+++ RAW DATA

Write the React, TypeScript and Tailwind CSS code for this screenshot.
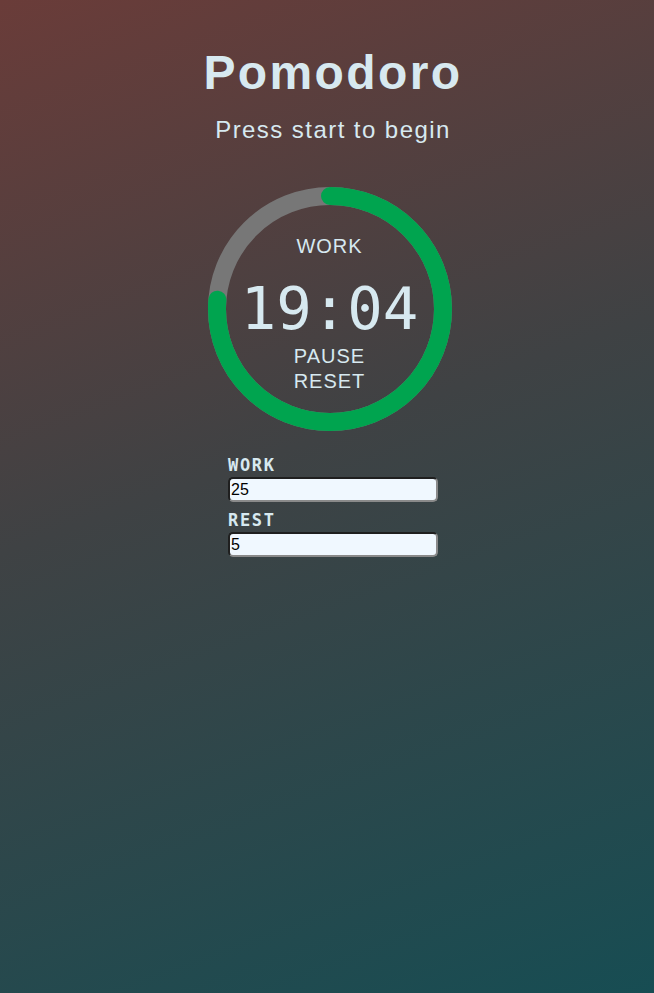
import { useState } from "react";

const R = 113;
const C = 2 * Math.PI * R;

export default function App() {
  const [work, setWork] = useState("25");
  const [rest, setRest] = useState("5");
  const progress = 1144 / 1500;

  return (
    <div className="min-h-screen w-full bg-[linear-gradient(160deg,#6a3c39_0%,#3f4244_45%,#174d53_100%)] text-[#d7e9f0] font-['Liberation_Sans',Arial,sans-serif]">
      <div className="flex flex-col items-center pl-3 pt-[49px]">
        <h1 className="text-[48px] leading-none font-bold tracking-[0.05em]">Pomodoro</h1>
        <p className="mt-[21px] text-[24px] leading-none tracking-[0.06em]">Press start to begin</p>

        {/* Timer ring */}
        <div className="relative mt-[45px] mr-[7px] h-[244px] w-[244px]">
          <svg width="244" height="244" viewBox="0 0 244 244" className="absolute inset-0">
            <circle cx="122" cy="122" r={R} fill="none" stroke="#777777" strokeWidth="18" />
            <circle
              cx="122"
              cy="122"
              r={R}
              fill="none"
              stroke="#00a44f"
              strokeWidth="18"
              strokeLinecap="round"
              strokeDasharray={`${C * progress} ${C}`}
              transform="rotate(-90 122 122)"
            />
          </svg>
          <div className="absolute inset-0 flex flex-col items-center pt-[47px]">
            <span className="text-[20px] leading-[24px] tracking-[0.05em]">WORK</span>
            <span className="mt-[21px] font-['DejaVu_Sans_Mono',monospace] text-[59px] leading-[60px]">19:04</span>
            <button className="mt-[5px] text-[20px] leading-[25px] tracking-[0.05em]">PAUSE</button>
            <button className="text-[20px] leading-[24px] tracking-[0.05em]">RESET</button>
          </div>
        </div>

        {/* Settings */}
        <div className="mt-[24px] flex w-[210px] flex-col">
          <label className="font-['DejaVu_Sans_Mono',monospace] text-[17px] leading-[20px] font-semibold tracking-[0.1em]">WORK</label>
          <input
            value={work}
            onChange={(e) => setWork(e.target.value)}
            className="mt-[2px] h-[25px] w-full rounded-[5px] border-2 border-t-[#1f1f1f] border-l-[#1f1f1f] border-r-[#8a8a8a] border-b-[#8a8a8a] bg-[#f0f8ff] px-[1px] text-[16px] text-black outline-none"
          />
          <label className="mt-[8px] font-['DejaVu_Sans_Mono',monospace] text-[17px] leading-[20px] font-semibold tracking-[0.1em]">REST</label>
          <input
            value={rest}
            onChange={(e) => setRest(e.target.value)}
            className="mt-[2px] h-[25px] w-full rounded-[5px] border-2 border-t-[#1f1f1f] border-l-[#1f1f1f] border-r-[#8a8a8a] border-b-[#8a8a8a] bg-[#f0f8ff] px-[1px] text-[16px] text-black outline-none"
          />
        </div>
      </div>
    </div>
  );
}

++++++

**WHAT THE EXERCISE ASKS**.
Copy all the data exactly as written, but skip any picture.

**ANSWER TO THE TASK**.
Write the React, TypeScript and Tailwind CSS code for this screenshot.
import { useState } from "react";

const R = 113;
const C = 2 * Math.PI * R;

export default function App() {
  const [work, setWork] = useState("25");
  const [rest, setRest] = useState("5");
  const progress = 1144 / 1500;

  return (
    <div className="min-h-screen w-full bg-[linear-gradient(160deg,#6a3c39_0%,#3f4244_45%,#174d53_100%)] text-[#d7e9f0] font-['Liberation_Sans',Arial,sans-serif]">
      <div className="flex flex-col items-center pl-3 pt-[49px]">
        <h1 className="text-[48px] leading-none font-bold tracking-[0.05em]">Pomodoro</h1>
        <p className="mt-[21px] text-[24px] leading-none tracking-[0.06em]">Press start to begin</p>

        {/* Timer ring */}
        <div className="relative mt-[45px] mr-[7px] h-[244px] w-[244px]">
          <svg width="244" height="244" viewBox="0 0 244 244" className="absolute inset-0">
            <circle cx="122" cy="122" r={R} fill="none" stroke="#777777" strokeWidth="18" />
            <circle
              cx="122"
              cy="122"
              r={R}
              fill="none"
              stroke="#00a44f"
              strokeWidth="18"
              strokeLinecap="round"
              strokeDasharray={`${C * progress} ${C}`}
              transform="rotate(-90 122 122)"
            />
          </svg>
          <div className="absolute inset-0 flex flex-col items-center pt-[47px]">
            <span className="text-[20px] leading-[24px] tracking-[0.05em]">WORK</span>
            <span className="mt-[21px] font-['DejaVu_Sans_Mono',monospace] text-[59px] leading-[60px]">19:04</span>
            <button className="mt-[5px] text-[20px] leading-[25px] tracking-[0.05em]">PAUSE</button>
            <button className="text-[20px] leading-[24px] tracking-[0.05em]">RESET</button>
          </div>
        </div>

        {/* Settings */}
        <div className="mt-[24px] flex w-[210px] flex-col">
          <label className="font-['DejaVu_Sans_Mono',monospace] text-[17px] leading-[20px] font-semibold tracking-[0.1em]">WORK</label>
          <input
            value={work}
            onChange={(e) => setWork(e.target.value)}
            className="mt-[2px] h-[25px] w-full rounded-[5px] border-2 border-t-[#1f1f1f] border-l-[#1f1f1f] border-r-[#8a8a8a] border-b-[#8a8a8a] bg-[#f0f8ff] px-[1px] text-[16px] text-black outline-none"
          />
          <label className="mt-[8px] font-['DejaVu_Sans_Mono',monospace] text-[17px] leading-[20px] font-semibold tracking-[0.1em]">REST</label>
          <input
            value={rest}
            onChange={(e) => setRest(e.target.value)}
            className="mt-[2px] h-[25px] w-full rounded-[5px] border-2 border-t-[#1f1f1f] border-l-[#1f1f1f] border-r-[#8a8a8a] border-b-[#8a8a8a] bg-[#f0f8ff] px-[1px] text-[16px] text-black outline-none"
          />
        </div>
      </div>
    </div>
  );
}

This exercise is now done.